I’m fairly certain you have filtered entries:

In [9]: mt = hl.utils.range_matrix_table(2, 2)
   ...: mt = mt.annotate_entries(x = mt.col_idx)
   ...: mt.show()
   ...: mt = mt.filter_entries(hl.all(mt.row_idx == 1, mt.col_idx == 1), keep=False)
   ...: mt.show()
   ...: mt = mt.annotate_rows(x_corr = hl.agg.corr(mt.x, mt.col_idx))
   ...: mt.x_corr.show()
+---------+-------+-------+
| row_idx |   0.x |   1.x |
+---------+-------+-------+
|   int32 | int32 | int32 |
+---------+-------+-------+
|       0 |     0 |     1 |
|       1 |     0 |     1 |
+---------+-------+-------+
+---------+-------+-------+
| row_idx |   0.x |   1.x |
+---------+-------+-------+
|   int32 | int32 | int32 |
+---------+-------+-------+
|       0 |     0 |     1 |
|       1 |     0 |    NA |
+---------+-------+-------+
+---------+----------+
| row_idx |   x_corr |
+---------+----------+
|   int32 |  float64 |
+---------+----------+
|       0 | 1.00e+00 |
|       1 |      NaN |
+---------+----------+

You can get entry filter stats like this:

mt.compute_entry_filter_stats().entry_stats_row.show()

I’m not sure what the right thing for Hail to do in this case is. What should happen if you try to correlate two vectors but one of the vectors has a different length from the other? That’s what happens above: [0] is compared to [0, 1].

Now, I think you should be able to use unfilter_entries to fix this, but I think we might have a bug in unfilter_entries because this doesn’t work as I expect.

In [24]: mt = hl.utils.range_matrix_table(2, 2)
    ...: mt = mt.annotate_entries(x = mt.col_idx)
    ...: mt = mt.filter_entries(hl.all(mt.row_idx == 1, mt.col_idx == 1), keep=False)
    ...: mt = mt.unfilter_entries()
    ...: mt = mt.annotate_rows(mean_x = hl.agg.mean(mt.x))
    ...: mt = mt.annotate_entries(x = hl.coalesce(mt.x, mt.mean_x))
    ...: mt = mt.annotate_rows(x_corr = hl.agg.corr(mt.x, mt.col_idx))
    ...: mt.x.show()
    ...: mt.x_corr.show()
+---------+----------+----------+
| row_idx |      0.x |      1.x |
+---------+----------+----------+
|   int32 |  float64 |  float64 |
+---------+----------+----------+
|       0 | 0.00e+00 | 1.00e+00 |
|       1 | 0.00e+00 | 0.00e+00 |
+---------+----------+----------+
+---------+----------+
| row_idx |   x_corr |
+---------+----------+
|   int32 |  float64 |
+---------+----------+
|       0 | 1.00e+00 |
|       1 |      NaN |
+---------+----------+

Unfilter entries is meant to convert filtered entries into missing entries.

Ah, wait, no, the Pearson correlation coefficient is undefined in my example above: the variance in the x’s is zero: they’re all zero.
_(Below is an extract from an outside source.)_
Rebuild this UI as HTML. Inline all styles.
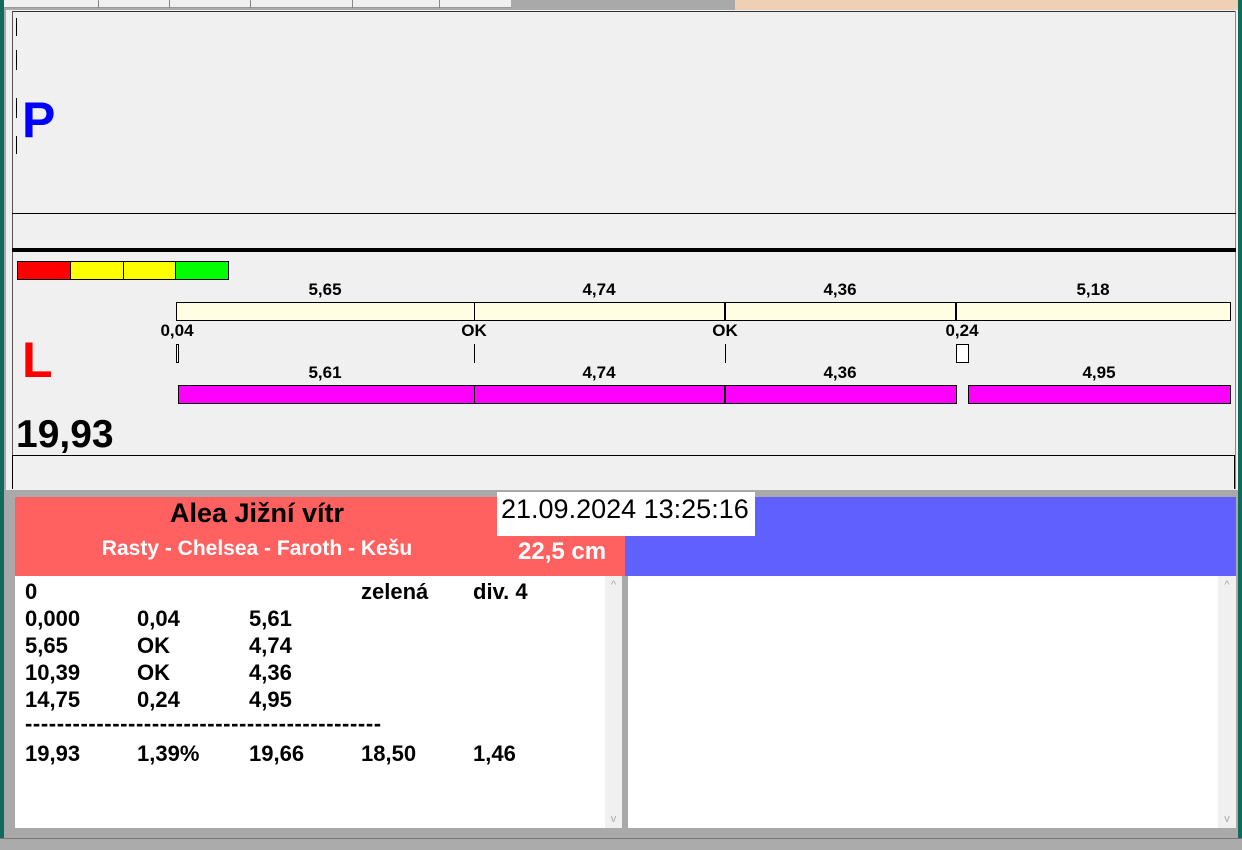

If I replace the mean with 1.0, it all works fine.

@simeoncarstens do you perhaps have monomorphic rows?

Indeed, I have filtered-out entries! Good catch :slightly_smiling_face:
While mt.unfilter_entries() might indeed make it work, I prefer not to do that; that way I guess I would be reversing some of the QC that has been performed on that data before.

As for monomorphic rows, no, I don’t think that’s the case:

In [1]: mt_region.cs.stdev.collect()
Out[1]: [0.057831167582597605, 0.03639369425467438]
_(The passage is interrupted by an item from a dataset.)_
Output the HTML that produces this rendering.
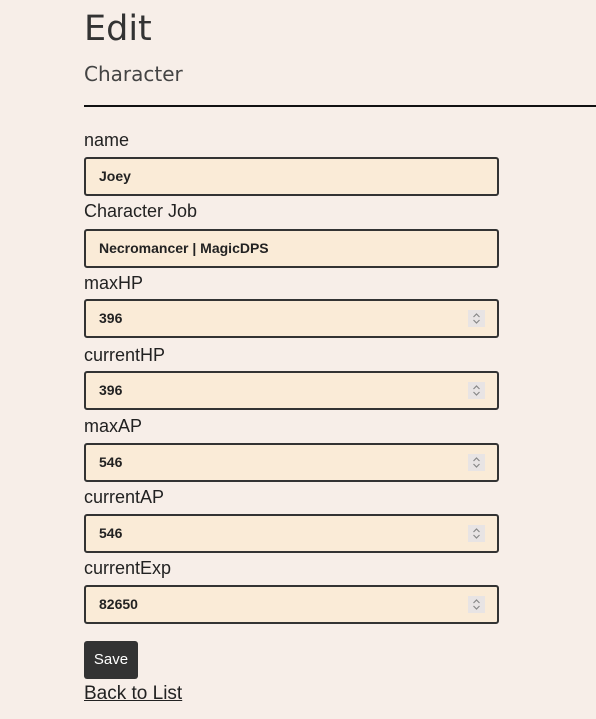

In [2]: set(mt_region.filter_rows(mt_region.locus.position == 92475).GT.collect())
Out[2]: {Call(alleles=[0, 0], phased=False), Call(alleles=[0, 1], phased=False)}

In [3]: set(mt_region.filter_rows(mt_region.locus.position == 10382).GT.collect())
Out[3]: {Call(alleles=[0, 0], phased=False), Call(alleles=[0, 1], phased=False)}

But you are definitely right that one would expect different filtered-out entries in the rows to pose a problem. Is there a way to ask Hail to take only those entries into account that “match up”, meaning which are not filtered out in both rows when calculating the correlation?
The kind of reverse question would then be: what does hl.row_correlation() do in that case so that it yields a non-NaN result? Is this result trustworthy?